Ages 16-18 in recent years tend to cover a Shakespeare in each year, a poet in each year as well as a couple of novels. I studied Tennyson, Measure For Measure, Richard III, French Lieutenants Woman, Top Girls as well as the synoptic paper when I was in Sixth Form (3 years ago). Since it has changed to texts including Orthello, Dubliners, A Christmas Carol, more Tennyson.

dfloyd
05-27-2011, 11:59 AM
The American Declaration of Independence.

Leobloom
05-27-2011, 01:05 PM
For GCSEs I read Journey's End, Macbeth, a collection of poems pre-1914 and post-1914, collection of short stories based on culture and, of course, Of Mice and Men.
To be honest, I don't care what's required reading. The texts are easy to read and analyse. I've always done my own reading. In my class, the vast majority just didn't care. The kids connect the books to school and, no matter how great the book or poem is, they just won't care. I'm not saying none of them care, I did, but the vast majority don't. Most of my friends couldn't remember the last time they read a book.

cyberbob
05-27-2011, 03:27 PM
In high school I remember:
Lord of the Flies
A Sound of Thunder
Romeo & Juliet
Julius Caesar
Speak
Fahrenheit 451
The Metamorphosis
Pride & Prejudice
Macbeth

This is all I recall and I only graduated 1 year ago! They were all boring except P&P, Metamorphosis, and LOTF somewhat.

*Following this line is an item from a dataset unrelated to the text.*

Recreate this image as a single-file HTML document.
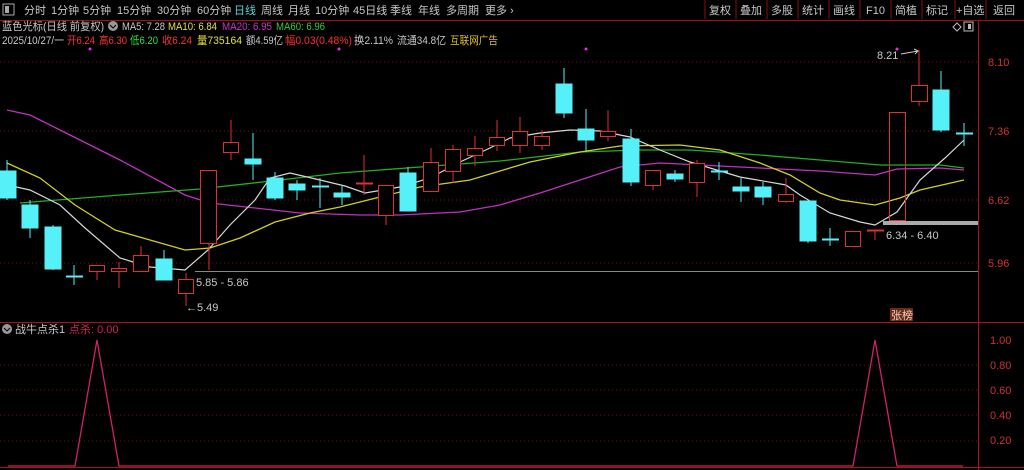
<!DOCTYPE html>
<html><head><meta charset="utf-8"><style>
body{margin:0;background:#000;width:1024px;height:470px;overflow:hidden;font-family:"Liberation Sans","Noto Sans CJK SC",sans-serif;}
svg{position:absolute;left:0;top:0}
text{font-family:"Liberation Sans","Noto Sans CJK SC",sans-serif;font-size:11px}
</style></head><body>
<svg width="1024" height="470" viewBox="0 0 1024 470">
<rect x="0" y="0" width="1024" height="20" fill="#000"/>
<rect x="3" y="4" width="11" height="11" fill="none" stroke="#aaa"/><rect x="5" y="6" width="4" height="7" fill="#aaa"/>
<g fill="#c8c8c8" font-size="11">
<text x="24" y="14">分时</text><text x="51" y="14">1分钟</text><text x="83" y="14">5分钟</text><text x="117" y="14">15分钟</text><text x="157" y="14">30分钟</text><text x="197" y="14">60分钟</text>
<text x="234" y="14" fill="#5fd3d8">日线</text><text x="261" y="14">周线</text><text x="288" y="14">月线</text><text x="315" y="14">10分钟</text><text x="353" y="14">45日线</text><text x="390" y="14">季线</text><text x="418" y="14">年线</text><text x="446" y="14">多周期</text><text x="485" y="14">更多 ›</text>
</g>
<g stroke="#8a1010"><line x1="705" y1="0" x2="705" y2="19"/><line x1="736" y1="0" x2="736" y2="19"/><line x1="767" y1="0" x2="767" y2="19"/><line x1="798" y1="0" x2="798" y2="19"/><line x1="829" y1="0" x2="829" y2="19"/><line x1="860" y1="0" x2="860" y2="19"/><line x1="891" y1="0" x2="891" y2="19"/><line x1="922" y1="0" x2="922" y2="19"/><line x1="955" y1="0" x2="955" y2="19"/><line x1="986" y1="0" x2="986" y2="19"/></g>
<g fill="#c8c8c8"><text x="709" y="14">复权</text><text x="740" y="14">叠加</text><text x="771" y="14">多股</text><text x="802" y="14">统计</text><text x="833" y="14">画线</text><text x="866" y="14">F10</text><text x="895" y="14">简植</text><text x="926" y="14">标记</text><text x="956" y="14">+自选</text><text x="993" y="14">返回</text></g>
<line x1="0" y1="20.5" x2="1024" y2="20.5" stroke="#a01010"/>
<text x="2" y="30" fill="#c8c8c8" textLength="102" lengthAdjust="spacingAndGlyphs">蓝色光标(日线 前复权)</text>
<circle cx="113" cy="26" r="5" fill="#999"/><path d="M110 25l3 3 3-3" stroke="#000" fill="none"/>
<text x="122" y="30" fill="#c8c8c8" textLength="43" lengthAdjust="spacingAndGlyphs">MA5: 7.28</text><text x="168" y="30" fill="#e0e040" textLength="49" lengthAdjust="spacingAndGlyphs">MA10: 6.84</text><text x="222" y="30" fill="#d030d0" textLength="50" lengthAdjust="spacingAndGlyphs">MA20: 6.95</text><text x="276" y="30" fill="#30d030" textLength="49" lengthAdjust="spacingAndGlyphs">MA60: 6.96</text>
<g font-size="10.5">
<text x="2" y="44" fill="#c8c8c8" textLength="62" lengthAdjust="spacingAndGlyphs">2025/10/27/一</text><text x="67" y="44" fill="#ff3030" textLength="28" lengthAdjust="spacingAndGlyphs">开6.24</text><text x="99" y="44" fill="#ff3030" textLength="28" lengthAdjust="spacingAndGlyphs">高6.30</text><text x="130" y="44" fill="#30e030" textLength="28" lengthAdjust="spacingAndGlyphs">低6.20</text><text x="162" y="44" fill="#ff3030" textLength="30" lengthAdjust="spacingAndGlyphs">收6.24</text><text x="197" y="44" fill="#e0e040" textLength="45" lengthAdjust="spacingAndGlyphs">量735164</text><text x="246" y="44" fill="#c8c8c8" textLength="37" lengthAdjust="spacingAndGlyphs">额4.59亿</text><text x="285" y="44" fill="#ff3030" textLength="67" lengthAdjust="spacingAndGlyphs">幅0.03(0.48%)</text><text x="354" y="44" fill="#c8c8c8" textLength="39" lengthAdjust="spacingAndGlyphs">换2.11%</text><text x="397" y="44" fill="#c8c8c8" textLength="49" lengthAdjust="spacingAndGlyphs">流通34.8亿</text><text x="450" y="44" fill="#e0c030" textLength="48" lengthAdjust="spacingAndGlyphs">互联网广告</text>
</g>
<circle cx="90" cy="49" r="1.5" fill="#e030e0"/><circle cx="339" cy="49" r="1.5" fill="#e030e0"/><circle cx="586" cy="49" r="1.5" fill="#e030e0"/>
<path d="M953 27l4-4 4 4-4 4z" fill="none" stroke="#bbb"/><rect x="964" y="22" width="9" height="9" fill="none" stroke="#bbb"/><rect x="968" y="24" width="3" height="5" fill="#bbb"/>
<line x1="978.5" y1="21" x2="978.5" y2="470" stroke="#b01010"/>
<line x1="0" y1="322.5" x2="1024" y2="322.5" stroke="#b01010"/>
<line x1="0" y1="467.5" x2="1024" y2="467.5" stroke="#b01010"/>
<g stroke="#701010" stroke-dasharray="1,3"><line x1="0" y1="62" x2="978" y2="62"/><line x1="0" y1="131" x2="978" y2="131"/><line x1="0" y1="200" x2="978" y2="200"/><line x1="0" y1="263" x2="978" y2="263"/>
<line x1="0" y1="365" x2="978" y2="365"/><line x1="0" y1="390" x2="978" y2="390"/><line x1="0" y1="415" x2="978" y2="415"/><line x1="0" y1="441" x2="978" y2="441"/></g>
<g fill="#d03030" font-size="11"><text x="988" y="66">8.10</text><text x="988" y="135">7.36</text><text x="988" y="204">6.62</text><text x="988" y="267">5.96</text>
<text x="990" y="344">1.00</text><text x="990" y="369">0.80</text><text x="990" y="394">0.60</text><text x="990" y="419">0.40</text><text x="990" y="444">0.20</text></g>
<line x1="195" y1="271.5" x2="978" y2="271.5" stroke="#888"/>
<rect x="883" y="221" width="95" height="4" fill="#aaa"/>
<polyline fill="none" stroke="#c030c0" stroke-width="1.3" points="7,110 30,115 60,130 120,160 185,195 210,203 300,213 360,215 400,215 460,212 500,205 540,193 580,180 620,167 660,163 700,165 760,168 820,171 875,175 897,169 940,168 964,170"/>
<polyline fill="none" stroke="#20b020" stroke-width="1.3" points="20,203 120,195 200,189 280,180 340,173 420,167 500,161 580,152 640,150 690,150 760,155 820,160 880,165 940,165 964,168"/>
<polyline fill="none" stroke="#d0d020" stroke-width="1.3" points="7,163 40,178 75,205 115,230 150,240 185,250 210,248 240,238 275,222 310,213 340,207 380,197 420,187 470,180 530,162 580,152 620,146 680,145 720,150 760,163 790,175 820,193 840,200 875,205 900,198 920,190 964,180"/>
<polyline fill="none" stroke="#d8d8d8" stroke-width="1.2" points="7,185 30,190 60,205 85,228 120,258 150,267 185,270 208,250 230,225 255,200 270,178 290,173 320,180 345,186 365,193 400,187 430,178 460,162 490,148 510,138 540,133 570,130 600,131 630,137 660,150 690,162 740,177 786,185 800,195 830,213 860,222 875,225 897,212 920,180 945,158 964,140"/>
<g fill="#55f0f8" stroke="#55f0f8">
<line x1="7" y1="160" x2="7" y2="200"/><rect x="-1" y="171" width="17" height="27"/>
<line x1="30" y1="200" x2="30" y2="238"/><rect x="22" y="205" width="16" height="23"/>
<line x1="53" y1="225" x2="53" y2="270"/><rect x="45" y="227" width="16" height="42"/>
<line x1="74" y1="265" x2="74" y2="285"/><line x1="66" y1="276.5" x2="83" y2="276.5" stroke-width="2"/>
<line x1="164" y1="250" x2="164" y2="280"/><rect x="156" y="259" width="16" height="21"/>
<line x1="253" y1="133" x2="253" y2="180"/><rect x="245" y="159" width="16" height="5"/>
<line x1="275" y1="172" x2="275" y2="200"/><rect x="267" y="178" width="16" height="20"/>
<line x1="297" y1="180" x2="297" y2="200"/><rect x="289" y="184" width="16" height="6"/>
<line x1="320" y1="178" x2="320" y2="208"/><line x1="312" y1="186.5" x2="329" y2="186.5" stroke-width="2"/>
<line x1="342" y1="185" x2="342" y2="205"/><rect x="334" y="193" width="16" height="4"/>
<line x1="408" y1="167" x2="408" y2="211"/><rect x="400" y="173" width="16" height="38"/>
<line x1="564" y1="68" x2="564" y2="118"/><rect x="556" y="84" width="16" height="29"/>
<line x1="586" y1="109" x2="586" y2="152"/><rect x="578" y="129" width="16" height="11"/>
<line x1="631" y1="129" x2="631" y2="186"/><rect x="623" y="139" width="16" height="43"/>
<line x1="675" y1="170" x2="675" y2="182"/><rect x="667" y="174" width="16" height="5"/>
<line x1="719" y1="162" x2="719" y2="180"/><line x1="711" y1="171.5" x2="728" y2="171.5" stroke-width="2"/>
<line x1="741" y1="178" x2="741" y2="202"/><rect x="733" y="187" width="16" height="4"/>
<line x1="763" y1="182" x2="763" y2="205"/><rect x="755" y="187" width="16" height="10"/>
<line x1="808" y1="201" x2="808" y2="243"/><rect x="800" y="201" width="16" height="40"/>
<line x1="830" y1="228" x2="830" y2="246"/><line x1="822" y1="239.5" x2="839" y2="239.5" stroke-width="2"/>
<line x1="941" y1="71" x2="941" y2="132"/><rect x="933" y="90" width="16" height="40"/>
<line x1="964" y1="123" x2="964" y2="146"/><line x1="956" y1="133.5" x2="973" y2="133.5" stroke-width="2"/>
</g>
<g fill="none" stroke="#e03030">
<line x1="97" y1="271" x2="97" y2="280"/><rect x="89.5" y="265.5" width="15" height="6" fill="#000"/>
<line x1="119" y1="262" x2="119" y2="288"/><rect x="111.5" y="268.5" width="15" height="3" fill="#000"/>
<line x1="141" y1="246" x2="141" y2="255"/><rect x="133.5" y="255.5" width="15" height="16" fill="#000"/>
<line x1="186" y1="273" x2="186" y2="306"/><rect x="178.5" y="279.5" width="15" height="14" fill="#000"/>
<line x1="209" y1="243" x2="209" y2="270"/><rect x="200.5" y="170.5" width="16" height="73" fill="#000"/>
<line x1="231" y1="120" x2="231" y2="160"/><rect x="223.5" y="142.5" width="15" height="10" fill="#000"/>
<line x1="364" y1="155" x2="364" y2="195"/><line x1="356" y1="183.5" x2="373" y2="183.5" stroke-width="2"/>
<line x1="386" y1="185" x2="386" y2="225"/><rect x="378.5" y="185.5" width="15" height="30" fill="#000"/>
<line x1="431" y1="148" x2="431" y2="192"/><rect x="423.5" y="162.5" width="15" height="29" fill="#000"/>
<line x1="453" y1="145" x2="453" y2="183"/><rect x="445.5" y="149.5" width="15" height="22" fill="#000"/>
<line x1="475" y1="136" x2="475" y2="166"/><rect x="467.5" y="148.5" width="15" height="7" fill="#000"/>
<line x1="497" y1="120" x2="497" y2="151"/><rect x="489.5" y="137.5" width="15" height="8" fill="#000"/>
<line x1="520" y1="117" x2="520" y2="153"/><rect x="512.5" y="131.5" width="15" height="14" fill="#000"/>
<line x1="542" y1="130" x2="542" y2="150"/><rect x="534.5" y="136.5" width="15" height="9" fill="#000"/>
<line x1="608" y1="110" x2="608" y2="141"/><rect x="600.5" y="131.5" width="15" height="5" fill="#000"/>
<line x1="653" y1="170" x2="653" y2="190"/><rect x="645.5" y="170.5" width="15" height="15" fill="#000"/>
<line x1="697" y1="160" x2="697" y2="197"/><rect x="689.5" y="163.5" width="15" height="19" fill="#000"/>
<line x1="786" y1="178" x2="786" y2="203"/><rect x="778.5" y="194.5" width="15" height="7" fill="#000"/>
<rect x="845.5" y="231.5" width="15" height="15" fill="#000"/>
<line x1="875" y1="230" x2="875" y2="240"/><line x1="867" y1="230.5" x2="884" y2="230.5" stroke-width="2"/>
<rect x="889.5" y="112.5" width="16" height="108"/>
<line x1="919" y1="50" x2="919" y2="85"/><line x1="919" y1="101" x2="919" y2="106"/><rect x="911.5" y="85.5" width="16" height="16" fill="#000"/>
</g>
<g fill="#c8c8c8"><text x="196" y="286">5.85 - 5.86</text><text x="186" y="311">←5.49</text><text x="886" y="239">6.34 - 6.40</text><text x="877" y="59">8.21</text></g>
<path d="M901 54l17-3m-4-2l4 2-3 3" stroke="#ccc" fill="none"/>
<circle cx="897" cy="49" r="1.5" fill="#e030e0"/>
<rect x="890" y="308" width="23" height="13" fill="#6a2a1a"/><text x="891" y="319" fill="#f0d0c0">张榜</text>
<circle cx="7" cy="329" r="5" fill="#999"/><path d="M4 328l3 3 3-3" stroke="#000" fill="none"/>
<text x="15" y="333" fill="#c8c8c8">战牛点杀1</text><text x="69" y="333" fill="#d02060">点杀: 0.00</text>
<polyline fill="none" stroke="#d0206a" stroke-width="1.3" points="8,466 75,466 97,340 119,466 853,466 875,340 897,466 963,466"/>
</svg>
</body></html>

Some of you got good ones like 1984, Tale of Two Cities, The Road, and even Freakonomics.

Lykren
09-01-2012, 08:46 PM
I remember having to read, in order
Antigone
The Bean Trees
Romeo and Juliet
Great Expectations
Lord of the Flies
Of Mice and Men
Girl with a Pearl Earring
Brave New World
Macbeth
Heart of Darkness
The Stranger
The Adventures of Huckleberry Finn
The Catcher in the Rye
The Great Gatsby
and Pride and Prejudice.
I'm sure I forgot some.

As to what should be read, I really wish they had made us read Anna Karenina so I could have discovered it earlier. Brideshead Revisited also seems like a good choice.

Motherof8
09-02-2012, 02:09 PM
By "English schools " did you mean only schools in Great Britain? I went to an American school but my Freshman year we read the first part of David Copperfield, Sophomore year Julius Caesar and A Separate Peace, Junior year The Secret Life of Walter Mitty (Maybe that shouldn't count, as it was only a story) and Senior year Beuowolf, Canterberry Tales,Hamlet and She Stoops to Conquer.

Volya
09-02-2012, 03:01 PM
Assuming the OP meant English school as in schools from the UK, then there aren't actually any specific books that you HAVE to read. You just have to choose a certain few from different styles/eras. I'm pretty sure you have to study two novels, two poets, and two plays.

Christelle
05-05-2013, 08:21 AM
Thanks

hannah_arendt
05-06-2013, 03:58 AM
You are talking here about english schools. However I want to mention about the situation in the country where I live in. Here pupils have to read only fragments. Do you read in UK all novels (I mean not fragments) ?

kev67
05-06-2013, 12:28 PM
When I took my English literature O level in 1983, we studied Macbeth, Jane Eyre and some poems, but I cannot remember what the poems were. I got a C. Also from school, I can remember reading

Julius Caesar
Animal Farm
A Christmas Carol
War of the Worlds
Great Expectations (extracts)
A Tale of Two Cities (extracts)

I think we were supposed to read quite a lot of them as homework, which obviously I didn't do.

Poetry wise, I can remember us doing

Daffodils (William Wordsworth)
Upon Westminster Bridge (William Wordsworth)
Elegy Written in a Country Churchyard (Thomas Gray)
Sea Fever (John Masefield)
Cargoes (John Masefield)
Let me not to the Marriage of True Minds (William Shakespeare)

mande2013
06-11-2013, 02:51 PM
Grades 9-12 only, all that I can recall:

The Great Gatsby
Old Man and the Sea
*1984
*A Tale of Two Cities
*The Scarlet Letter
The Crucible
A Raisin in the Sun
Death of a Salesman
You Can't Take it With You
The Color Purple
Henry V
Macbeth
Othello
Shakespeare's Sonnets
Hamlet
Deliverance (James Dickey)
Notes from Underground
Death of Ivan Ilyich
Catcher in the Rye
The Color of Water
Nine Stories
Araby
The Dead
The Metamorphosis
The Wasteland
Several poems by Walt Whitman, Robert Frost, and many others I can't recall


*Assigned in History, not English

P.S. I read Lord of the Flies, To Kill a Mockingbird, and Julius Caesar in 8th grade I think.

Goodman Brown
05-08-2015, 03:30 PM
Wow no body mentioned Poe!,,I remember Reading a lot of American short stories,,,,,,,of course I'm talking early 60's

bounty
05-08-2015, 03:38 PM
poetaster and I have just been talking a little bit about hawthorne and young goodman brown! what a neat coincidence.

WICKES
05-08-2015, 03:44 PM
Did you mean in schools in England? Or schools in countries that speak English as a first language?

ennison
05-08-2015, 06:38 PM
In English schools Do you only mean schools in Great Britain? Is there a fool moon tonight? You need to go on a course.

ennison
05-08-2015, 06:39 PM
Every American child should read the Declaration of Independence over and over.